Il ne faut pas s’illusionner ni nier l’impact croissant que va avoir l’intelligence artificielle (IA) dans le domaine du travail social. C’est un sujet d’importance, car notre secteur profondément ancré dans les relations humaines. La crainte pourrait porter sur une forme de déshumanisation des services à la population la plus fragile. C’est pourquoi avoir à faire avec des outils de ce type ne peut qu’interroger les professionnels de terrain et d’encadrement. En effet, l’IA s’installe à bas bruit aux États-Unis, en Grande-Bretagne ainsi que dans notre pays.

Il ne faut pas s’illusionner : la technologie n’a qu’un but principal. Faire croitre votre productivité et mieux cibler vos interventions. Les apôtres de l’IA que l’on retrouve dans les entreprises du CAC 40 et du conseil en entreprises n’ont pas vocation à résoudre les questions liées à la pauvreté, l’exclusion et les violences sociales. Elles entérinent l’idée que la technologie peut résoudre une crise de productivité dans la gestion de flux de populations cibles : les enfants protégés, les personnes âgées, les allocataires des minimas sociaux qui resteront assignés à leurs places.

Si l’on n’y prend pas garde, les travailleurs sociaux peuvent devenir les acteurs involontaires d’un meilleur des mondes propre et lissé, prévisible. On ne parlera plus alors de travailleurs sociaux engagés dans la lutte contre les misères sociales et les inégalités. Ils deviendront plutôt de simples gestionnaires de flux de population susceptibles d’être aidés prioritairement. Ou pas. Ils seront dans les deux bouts de la chaine : en collectant les données nécessaires pour alimenter les IA « apprenantes » à partir d’une matière spécifique. Et en utilisant les résultats pour conduire leurs actions.

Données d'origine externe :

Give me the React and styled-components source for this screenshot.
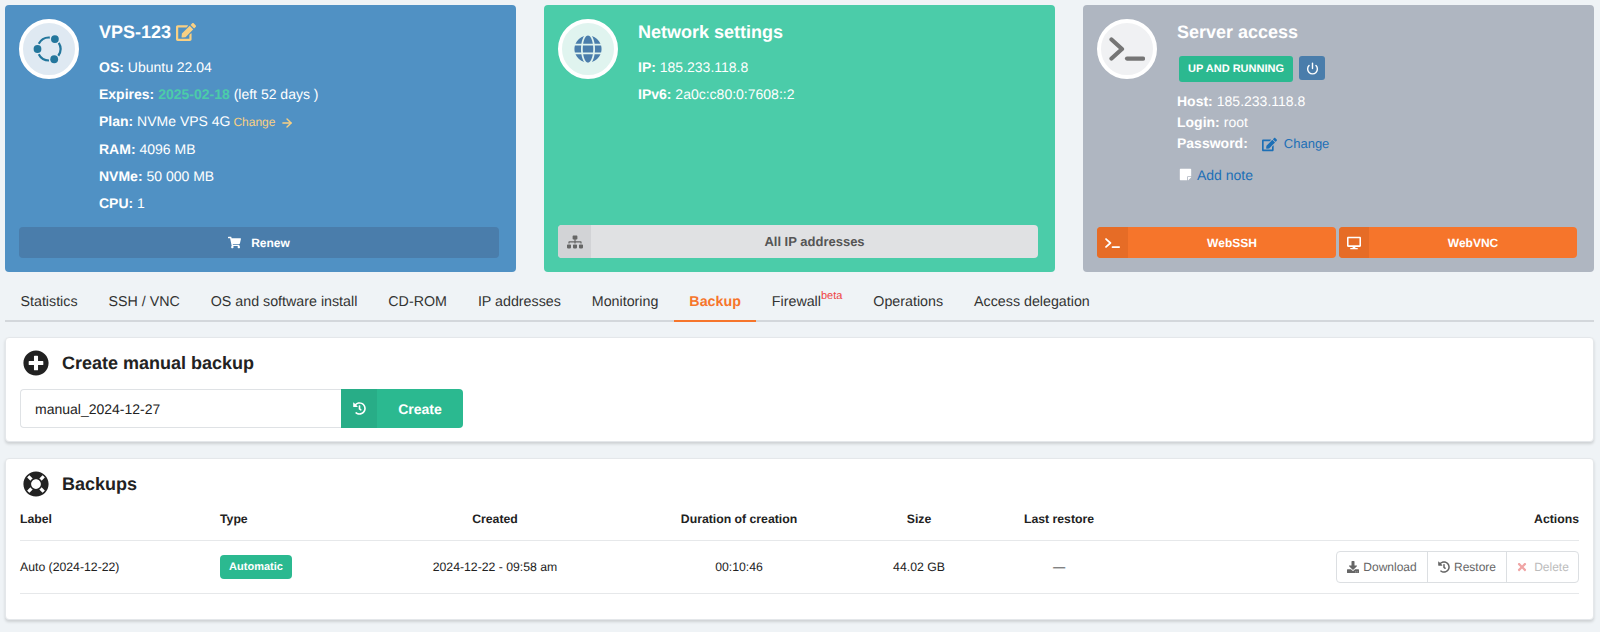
import React from 'react';
import styled, { createGlobalStyle } from 'styled-components';
import {
  FaEdit, FaShoppingCart, FaGlobe, FaSitemap, FaStickyNote, FaDesktop,
  FaPlusCircle, FaLifeRing, FaHistory, FaDownload, FaTimes,
} from 'react-icons/fa';
import { ArrowRight, Power } from 'lucide-react';

const Global = createGlobalStyle`
  html, body { margin: 0; padding: 0; background: #eff3f6; }
  body {
    font-family: "Liberation Sans", Arial, sans-serif;
    font-size: 14px;
    color: #222;
    -webkit-font-smoothing: antialiased;
    text-rendering: geometricPrecision;
  }
  button, input { text-rendering: geometricPrecision; }
`;

const Page = styled.div`
  width: 1600px;
  height: 632px;
  padding: 5px 6px 0 5px;
  box-sizing: border-box;
  overflow: hidden;
`;

const Cards = styled.div`
  display: grid;
  grid-template-columns: repeat(3, 511px);
  column-gap: 28px;
`;

const Card = styled.section`
  height: 267px;
  box-sizing: border-box;
  padding: 14px 17px 14px 14px;
  border-radius: 4px;
  background: ${p => p.$bg};
  color: #fff;
  display: flex;
  flex-direction: column;
`;

const CardHead = styled.div`
  display: flex;
  gap: 20px;
  flex: 1;
`;

const Avatar = styled.div`
  width: 60px;
  height: 60px;
  box-sizing: border-box;
  border: 4px solid #fff;
  border-radius: 50%;
  background: ${p => p.$bg};
  color: ${p => p.$fg};
  display: flex;
  align-items: center;
  justify-content: center;
  flex: none;
`;

const CardTitle = styled.h2`
  margin: 0 0 8px;
  font-size: 18px;
  line-height: 27px;
  font-weight: 700;
  display: flex;
  align-items: center;
  gap: 5px;
  color: #fff;
`;

const YellowEdit = styled(FaEdit)`
  color: #f9d083;
  font-size: 20px;
  margin-top: -1px;
`;

const InfoLine = styled.div`
  line-height: 27px;
  white-space: nowrap;
  font-size: 14px;
`;

const Strong = styled.b`
  font-weight: 700;
`;

const Date = styled.b`
  color: #4bcca9;
  font-weight: 700;
`;

const ChangePlan = styled.a`
  color: #f9d083;
  font-size: 12px;
  margin-left: -1px;
  display: inline-flex;
  align-items: center;
  gap: 5px;
`;

const WideButton = styled.button`
  height: ${p => p.$h || 31}px;
  width: 100%;
  border: 0;
  border-radius: 4px;
  padding: 0;
  background: ${p => p.$bg};
  color: ${p => p.$fg || '#fff'};
  font: 700 12px "Liberation Sans", Arial, sans-serif;
  display: flex;
  align-items: stretch;
  overflow: hidden;
  flex: none;
`;

const ButtonIcon = styled.span`
  width: ${p => p.$w}px;
  background: ${p => p.$bg};
  color: ${p => p.$fg || 'inherit'};
  display: flex;
  align-items: center;
  justify-content: center;
  flex: none;
`;

const ButtonText = styled.span`
  flex: 1;
  display: flex;
  align-items: center;
  justify-content: center;
  gap: 10px;
  font-size: ${p => p.$size || 12}px;
`;

const ButtonPair = styled.div`
  display: grid;
  grid-template-columns: 239px 238px;
  gap: 3px;
`;

const StatusRow = styled.div`
  display: flex;
  gap: 6px;
  align-items: flex-start;
  margin: 10px 0 9px 2px;
`;

const StatusBadge = styled.span`
  width: 114px;
  height: 26px;
  border-radius: 3px;
  background: #2bb990;
  color: #fff;
  font-size: 11px;
  font-weight: 700;
  display: flex;
  align-items: center;
  justify-content: center;
`;

const PowerButton = styled.span`
  width: 26px;
  height: 24px;
  border-radius: 3px;
  background: #4a7dab;
  color: #fff;
  display: flex;
  align-items: center;
  justify-content: center;
`;

const AccessLine = styled.div`
  line-height: 21.2px;
  font-size: 14px;
  white-space: nowrap;
  display: flex;
  align-items: center;
  gap: 4px;
`;

const PassLink = styled.a`
  color: #1c6fb6;
  font-size: 13px;
  display: inline-flex;
  align-items: center;
  gap: 7px;
  margin-left: 10px;
`;

const NoteLine = styled.div`
  margin: 10px 0 0 2px;
  display: flex;
  align-items: center;
  gap: 5px;
  line-height: 20px;
  font-size: 14px;
  color: #1c6fb6;
`;

const WhiteNote = styled(FaStickyNote)`
  color: #fff;
  font-size: 13px;
`;

const Tabs = styled.nav`
  margin-top: 10px;
  height: 38px;
  display: flex;
  border-bottom: 2px solid #d3d7db;
  box-sizing: content-box;
`;

const Tab = styled.a`
  padding: 0 15.5px;
  height: 38px;
  box-sizing: content-box;
  line-height: 40px;
  font-size: 14.25px;
  white-space: nowrap;
  color: ${p => (p.$active ? '#f6752b' : '#333')};
  font-weight: ${p => (p.$active ? 700 : 400)};
  border-bottom: 2px solid ${p => (p.$active ? '#f6752b' : 'transparent')};
`;

const Beta = styled.sup`
  color: #ee4444;
  font-size: 11px;
  line-height: 0;
  vertical-align: 7px;
`;

const Panel = styled.section`
  margin-top: ${p => p.$mt}px;
  height: ${p => p.$h}px;
  box-sizing: border-box;
  background: #fff;
  border: 1px solid #e4e7ea;
  border-radius: 4px;
  box-shadow: 0 2px 3px rgba(0, 0, 0, 0.14);
  padding: 13px 14px;
`;

const PanelTitle = styled.h3`
  margin: 0 0 14px;
  height: 24px;
  padding-left: 3px;
  display: flex;
  align-items: center;
  gap: 13px;
  font-size: 18px;
  font-weight: 700;
  color: #222;
`;

const TitleIcon = styled.span`
  font-size: 26px;
  width: 26px;
  height: 26px;
  display: flex;
  color: #222;
`;

const CreateForm = styled.div`
  display: flex;
  height: 39px;
`;

const NameInput = styled.input`
  width: 321px;
  box-sizing: border-box;
  border: 1px solid #dfe2e5;
  border-right: 0;
  border-radius: 4px 0 0 4px;
  padding: 0 14px;
  font: 14px "Liberation Sans", Arial, sans-serif;
  color: #222;
  outline: none;
`;

const CreateButton = styled.button`
  width: 122px;
  border: 0;
  padding: 0;
  background: #2bb990;
  border-radius: 0 4px 4px 0;
  color: #fff;
  font: 700 14px "Liberation Sans", Arial, sans-serif;
  display: flex;
  align-items: stretch;
  overflow: hidden;
`;

const columns = '200px 175px 200px 288px 72px 208px 1fr';

const HeadRow = styled.div`
  display: grid;
  grid-template-columns: ${columns};
  height: 28px;
  padding-top: 2px;
  align-items: start;
  border-bottom: 1px solid #e6e8ea;
`;

const DataRow = styled.div`
  display: grid;
  grid-template-columns: ${columns};
  height: 52px;
  align-items: center;
  border-bottom: 1px solid #e6e8ea;
`;

const HeadCell = styled.div`
  font-size: 12.25px;
  font-weight: 700;
  line-height: 14px;
  color: #222;
  text-align: ${p => p.$align || 'left'};
`;

const Cell = styled.div`
  font-size: 12.25px;
  color: #222;
  text-align: ${p => p.$align || 'left'};
`;

const TypeBadge = styled.span`
  display: inline-flex;
  width: 72px;
  height: 24px;
  border-radius: 4px;
  background: #2bb990;
  color: #fff;
  font-size: 11px;
  font-weight: 700;
  align-items: center;
  justify-content: center;
`;

const ActionGroup = styled.div`
  display: inline-flex;
  height: 32px;
  box-sizing: border-box;
  border: 1px solid #dcdfe2;
  border-radius: 4px;
  vertical-align: middle;
`;

const ActionButton = styled.span`
  width: ${p => p.$w}px;
  display: flex;
  align-items: center;
  justify-content: center;
  gap: 4px;
  font-size: 12px;
  color: ${p => (p.$muted ? '#bcbcbc' : '#666')};
  border-left: ${p => (p.$first ? '0' : '1px solid #dcdfe2')};
  box-sizing: border-box;
`;

const DeleteIcon = styled(FaTimes)`
  color: #f0a5a5;
  font-size: 12px;
  margin-right: 2px;
`;

const UbuntuIcon = () => (
  <svg width="32" height="32" viewBox="0 0 32 32" fill="none">
    <g stroke="#23769c" strokeWidth="2.2">
      <path d="M25.75 9.91A11.5 11.5 0 0 1 25.3 22.76" />
      <path d="M16 27.5A11.5 11.5 0 0 1 5.75 21.22" />
      <path d="M5.75 10.78A11.5 11.5 0 0 1 16.8 4.53" />
    </g>
    <g fill="#23769c">
      <circle cx="21.9" cy="6.1" r="3.9" />
      <circle cx="4.5" cy="16" r="3.9" />
      <circle cx="21.2" cy="26.25" r="3.9" />
    </g>
  </svg>
);

const TerminalIcon = ({ width }) => (
  <svg width={width} height={(width * 24) / 36} viewBox="0 0 36 24" fill="none" stroke="currentColor" strokeWidth="4.2" strokeLinecap="round" strokeLinejoin="round">
    <path d="M2.5 2.5L13 12L2.5 21.5" />
    <path d="M18 21.6H34" />
  </svg>
);

const tabs = ['Statistics', 'SSH / VNC', 'OS and software install', 'CD-ROM', 'IP addresses', 'Monitoring', 'Backup', 'Firewall', 'Operations', 'Access delegation'];

export default function App() {
  return (
    <Page>
      <Global />
      <Cards>
        <Card $bg="#5091c4">
          <CardHead>
            <Avatar $bg="#dfe9f2"><UbuntuIcon /></Avatar>
            <div>
              <CardTitle>VPS-123 <YellowEdit /></CardTitle>
              <InfoLine><Strong>OS:</Strong> Ubuntu 22.04</InfoLine>
              <InfoLine><Strong>Expires:</Strong> <Date>2025-02-18</Date> (left 52 days )</InfoLine>
              <InfoLine><Strong>Plan:</Strong> NVMe VPS 4G <ChangePlan>Change <ArrowRight size={14} strokeWidth={2.4} /></ChangePlan></InfoLine>
              <InfoLine><Strong>RAM:</Strong> 4096 MB</InfoLine>
              <InfoLine><Strong>NVMe:</Strong> 50 000 MB</InfoLine>
              <InfoLine><Strong>CPU:</Strong> 1</InfoLine>
            </div>
          </CardHead>
          <WideButton $bg="#4a7dab">
            <ButtonText><FaShoppingCart size={13} /> Renew</ButtonText>
          </WideButton>
        </Card>

        <Card $bg="#4bcca9">
          <CardHead>
            <Avatar $bg="#e0f4ef" $fg="#4a7dab"><FaGlobe size={28} /></Avatar>
            <div>
              <CardTitle>Network settings</CardTitle>
              <InfoLine><Strong>IP:</Strong> 185.233.118.8</InfoLine>
              <InfoLine><Strong>IPv6:</Strong> 2a0c:c80:0:7608::2</InfoLine>
            </div>
          </CardHead>
          <WideButton $h={33} $bg="#e0e1e3" $fg="#555">
            <ButtonIcon $w={33} $bg="#d2d3d6" $fg="#666"><FaSitemap size={16} /></ButtonIcon>
            <ButtonText $size={13}>All IP addresses</ButtonText>
          </WideButton>
        </Card>

        <Card $bg="#afb6c1">
          <CardHead>
            <Avatar $bg="#f0f1f3" $fg="#757575"><TerminalIcon width={36} /></Avatar>
            <div>
              <CardTitle>Server access</CardTitle>
              <StatusRow>
                <StatusBadge>UP AND RUNNING</StatusBadge>
                <PowerButton><Power size={13} strokeWidth={2.6} /></PowerButton>
              </StatusRow>
              <AccessLine><Strong>Host:</Strong> 185.233.118.8</AccessLine>
              <AccessLine><Strong>Login:</Strong> root</AccessLine>
              <AccessLine>
                <Strong>Password:</Strong>
                <PassLink><FaEdit size={15} /> Change</PassLink>
              </AccessLine>
              <NoteLine><WhiteNote /> Add note</NoteLine>
            </div>
          </CardHead>
          <ButtonPair>
            <WideButton $bg="#f6752b">
              <ButtonIcon $w={31} $bg="#e66c26"><TerminalIcon width={15} /></ButtonIcon>
              <ButtonText>WebSSH</ButtonText>
            </WideButton>
            <WideButton $bg="#f6752b">
              <ButtonIcon $w={30} $bg="#e66c26"><FaDesktop size={14} /></ButtonIcon>
              <ButtonText>WebVNC</ButtonText>
            </WideButton>
          </ButtonPair>
        </Card>
      </Cards>

      <Tabs>
        {tabs.map(t => (
          <Tab key={t} $active={t === 'Backup'}>
            {t}{t === 'Firewall' && <Beta>beta</Beta>}
          </Tab>
        ))}
      </Tabs>

      <Panel $mt={15} $h={105}>
        <PanelTitle><TitleIcon><FaPlusCircle /></TitleIcon>Create manual backup</PanelTitle>
        <CreateForm>
          <NameInput defaultValue="manual_2024-12-27" />
          <CreateButton>
            <ButtonIcon $w={36} $bg="#28ad87"><FaHistory size={13} /></ButtonIcon>
            <ButtonText $size={14}>Create</ButtonText>
          </CreateButton>
        </CreateForm>
      </Panel>

      <Panel $mt={16} $h={162}>
        <PanelTitle><TitleIcon><FaLifeRing /></TitleIcon>Backups</PanelTitle>
        <HeadRow>
          <HeadCell>Label</HeadCell>
          <HeadCell>Type</HeadCell>
          <HeadCell $align="center">Created</HeadCell>
          <HeadCell $align="center">Duration of creation</HeadCell>
          <HeadCell $align="center">Size</HeadCell>
          <HeadCell $align="center">Last restore</HeadCell>
          <HeadCell $align="right">Actions</HeadCell>
        </HeadRow>
        <DataRow>
          <Cell>Auto (2024-12-22)</Cell>
          <Cell><TypeBadge>Automatic</TypeBadge></Cell>
          <Cell $align="center">2024-12-22 - 09:58 am</Cell>
          <Cell $align="center">00:10:46</Cell>
          <Cell $align="center">44.02 GB</Cell>
          <Cell $align="center">—</Cell>
          <Cell $align="right">
            <ActionGroup>
              <ActionButton $first $w={90}><FaDownload size={12} /> Download</ActionButton>
              <ActionButton $w={79}><FaHistory size={12} /> Restore</ActionButton>
              <ActionButton $w={72} $muted><DeleteIcon /> Delete</ActionButton>
            </ActionGroup>
          </Cell>
        </DataRow>
      </Panel>
    </Page>
  );
}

L’IA un outil de domination ?

L’IA est d’une grande séduction et nous donne l’illusion de la puissance. Puissance que n’auront pas les personnes que nous accompagnons. Mais ce sont aussi des « boites noires » dont peu sont susceptibles d’expliquer le fonctionnement dans le détail. Il y a donc un enjeu de maitrise de ces outils qui, rappelons-le, n’apportent pas les moyens d’une information transparente et non stigmatisante. On peut légitimement reprocher à l’IA la reproduction de biais, c’est-à-dire de vision faussée d’une réalité. Accepterons-nous de nous laisser influencer au point de confier tout un aspect de nos évaluations à une IA ? La question peut être posée.

La puissance de ces outils peut nous enfermer dans une forme de dépendance. Nous voyons déjà les effets des dépendances aux applications numériques sur toute une partie de la population. Elle interroge cette dépendance excessive à la technologie qui peut provoquer la perte potentielle de compétences humaines essentielles. Une attention particulière devrait se porter sur la question de l’intelligence émotionnelle, compétence essentielle dans le travail social. Malgré ses capacités incroyables d’analyse, l’IA ne peut pas remplacer la compréhension nuancée et contextuelle propre aux humains. Enfin, elle ne le peut pas jusqu’à présent. Mais qu’en sera-t-il demain ?

Pour un usage éthique de l’IA

Je compte aussi intervenir sur les usages actuels de l’IA dans la rédaction de rapports sociaux et de rapports tout court. Les étudiants ont vite compris l’intérêt de faire fonctionner une IA à leur place pour produire des documents parfaitement agencés avec des idées et des concepts que l’on ne peut retrouver sur internet. Il est essentiel de respecter des règles éthiques strictes, dès lors que l’on fait le choix d’écrire en utilisant ce type d’outil qui aide à la rédaction.

J’ai aussi envie de rappeler les nombreux enjeux éthiques soulevés par l’utilisation de l’IA dans le travail social. Il est possible pour cela de se référer à l’avis du Haut Conseil du Travail Social sobrement intitulé « Travail social et intelligence artificielle« .  Cet avis auquel j’avais contribué dans le cadre de la commission éthique du HCTS animée par François Roche soulignait déjà en 2017 l’importance du respect des droits fondamentaux, du consentement éclairé, et de la vigilance face aux risques de discrimination. Il est aussi possible de se référer à un rapport de la CNIL qui date lui aussi de 2017. Il s’intitule  « Comment permettre à l’Homme de garder la main ? Rapport sur les enjeux éthiques des algorithmes et de l’intelligence artificielle » (tout ou presque est dit sur les enjeux de l’IA dans ce titre)

En conclusion, nous ne pourrons pas nous passer d’une utilisation réfléchie et encadrée de l’IA dans le travail social. C’est pourquoi il est nécessaire que les travailleurs sociaux se forment sur les usages éthiques de l’IA pour tenter de garder leur autonomie professionnelle, tout en préservant l’essence même de leur profession : la relation humaine et le respect des valeurs fondamentales dont ils sont porteurs.